The explanation for this phenomenon appears to be that HPV subunit vaccine mimics the shell of authentic virions so well that the immune system sees it as dangerous and mounts long-term antibody production. Also, cervical infection by HPV is a relatively slow process, allowing time for vaccine-induced antibodies to interrupt it, she said.
In contrast to the encouraging findings from this post hoc analysis and another from a phase 3 trial of quadrivalent vaccine in India, numerous phase 4 vaccine effectiveness monitoring studies have shown markedly lower vaccine effectiveness for one dose of HPV vaccine. Dr. Kreimer cautioned that this is a flawed conclusion attributable to a methodologic artifact whereby the investigators have lumped together single-dose recipients who were 17 years old or more at the time with those who were younger.
“The problem is that many people who are aged 17-18 years already have HPV infection, so when they are vaccinated it shows up as a vaccine failure. That’s not correct. These are prophylactic HPV vaccines. They’re not meant to help clear an infection,” she noted.

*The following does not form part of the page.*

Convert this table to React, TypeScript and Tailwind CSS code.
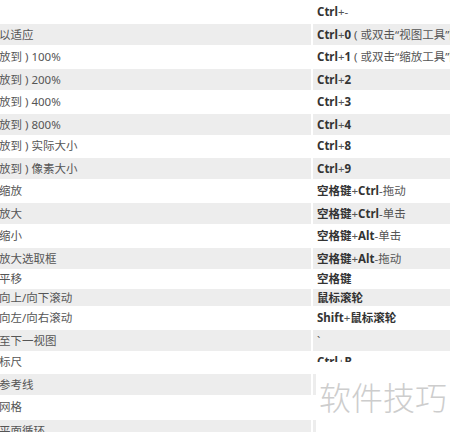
import React from "react";

type Seg = { t: string; b?: boolean };
type Row = { h: number; gray: boolean; left: string; right: Seg[] };

const B = (t: string): Seg => ({ t, b: true });
const N = (t: string): Seg => ({ t });

const rows: Row[] = [
  { h: 24, gray: false, left: "", right: [B("Ctrl"), N("+-")] },
  { h: 21, gray: true, left: "以适应", right: [B("Ctrl"), N("+"), B("0"), N(" ( 或双击“视图工具”图标 )")] },
  { h: 24, gray: false, left: "放到 ) 100%", right: [B("Ctrl"), N("+"), B("1"), N(" ( 或双击“缩放工具”图标 )")] },
  { h: 21, gray: true, left: "放到 ) 200%", right: [B("Ctrl"), N("+"), B("2")] },
  { h: 24, gray: false, left: "放到 ) 400%", right: [B("Ctrl"), N("+"), B("3")] },
  { h: 21, gray: true, left: "放到 ) 800%", right: [B("Ctrl"), N("+"), B("4")] },
  { h: 23, gray: false, left: "放到 ) 实际大小", right: [B("Ctrl"), N("+"), B("8")] },
  { h: 21, gray: true, left: "放到 ) 像素大小", right: [B("Ctrl"), N("+"), B("9")] },
  { h: 24, gray: false, left: "缩放", right: [B("空格键"), N("+"), B("Ctrl"), N("-拖动")] },
  { h: 21, gray: true, left: "放大", right: [B("空格键"), N("+"), B("Ctrl"), N("-单击")] },
  { h: 24, gray: false, left: "缩小", right: [B("空格键"), N("+"), B("Alt"), N("-单击")] },
  { h: 21, gray: true, left: "放大选取框", right: [B("空格键"), N("+"), B("Alt"), N("-拖动")] },
  { h: 20, gray: false, left: "平移", right: [B("空格键")] },
  { h: 17, gray: true, left: "向上/向下滚动", right: [B("鼠标滚轮")] },
  { h: 24, gray: false, left: "向左/向右滚动", right: [B("Shift"), N("+"), B("鼠标滚轮")] },
  { h: 21, gray: true, left: "至下一视图", right: [N("`")] },
  { h: 23, gray: false, left: "标尺", right: [B("Ctrl"), N("+"), B("R")] },
  { h: 21, gray: true, left: "参考线", right: [] },
  { h: 25, gray: false, left: "网格", right: [] },
  { h: 21, gray: true, left: "平面循环", right: [] },
];

export default function App() {
  return (
    <div className="relative w-[450px] h-[432px] overflow-hidden bg-white font-['Noto_Sans','Noto_Sans_CJK_SC',sans-serif] text-[11.5px]">
      <div className="flex flex-col">
        {rows.map((r, i) => (
          <div key={i} className="grid grid-cols-[311px_137px] gap-x-[2px]" style={{ height: r.h }}>
            <div
              className={`flex items-center overflow-hidden whitespace-pre text-[#555555] ${r.gray ? "bg-[#ededed]" : "bg-white pb-[1px]"}`}
            >
              <span className="-ml-[1px]">{r.left}</span>
            </div>
            <div
              className={`flex items-center overflow-hidden whitespace-pre pl-[4px] text-[#555555] ${r.gray ? "bg-[#ededed]" : "bg-white pb-[1px]"}`}
            >
              {r.right.map((s, j) => (
                <span key={j} className={s.b ? "font-bold text-[#333333]" : "font-normal"}>
                  {s.t}
                </span>
              ))}
            </div>
          </div>
        ))}
      </div>
      <div className="absolute left-[316px] top-[362px] w-[134px] h-[70px] bg-white flex items-center justify-center">
        <span className="text-[32px] leading-none font-light text-[#cdcdcd] whitespace-nowrap mt-[2px]">
          软件技巧
        </span>
      </div>
    </div>
  );
}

Stepping back, Dr. Kreimer observed that cervical cancer “is really a story of inequality.” Indeed, 90% of cervical cancers occur in low-income countries, where HPV vaccination uptake remains very low even more than a decade after licensure. When modelers project out in the future, they estimate that at current HPV vaccination levels in Sub-Saharan Africa, which has the highest cervical cancer rates in the world, it would take more than 100 years to achieve the World Health Organization goal of eliminating the malignancy.
Asked by an audience member how low a single-dose vaccine effectiveness level she considers acceptable to help reach the goal of eliminating cervical cancer in developing countries, Dr. Kreimer cautioned against the tendency to let ‘perfect’ become the enemy of ‘good.’
“I’ll remind everyone that, in this moment, very few of the target girls in the lower– and upper-lower–income countries are getting any vaccination. So I don’t think it’s a question of whether we should be going from two to one dose, I think it’s really a question of, for those who are at zero doses, how do we get them one dose? And with the HPV vaccine, we’ve even seen suggestions of herd immunity if we have 50% uptake,” she replied.
Dr. Kreimer reported having no financial conflicts regarding her presentation.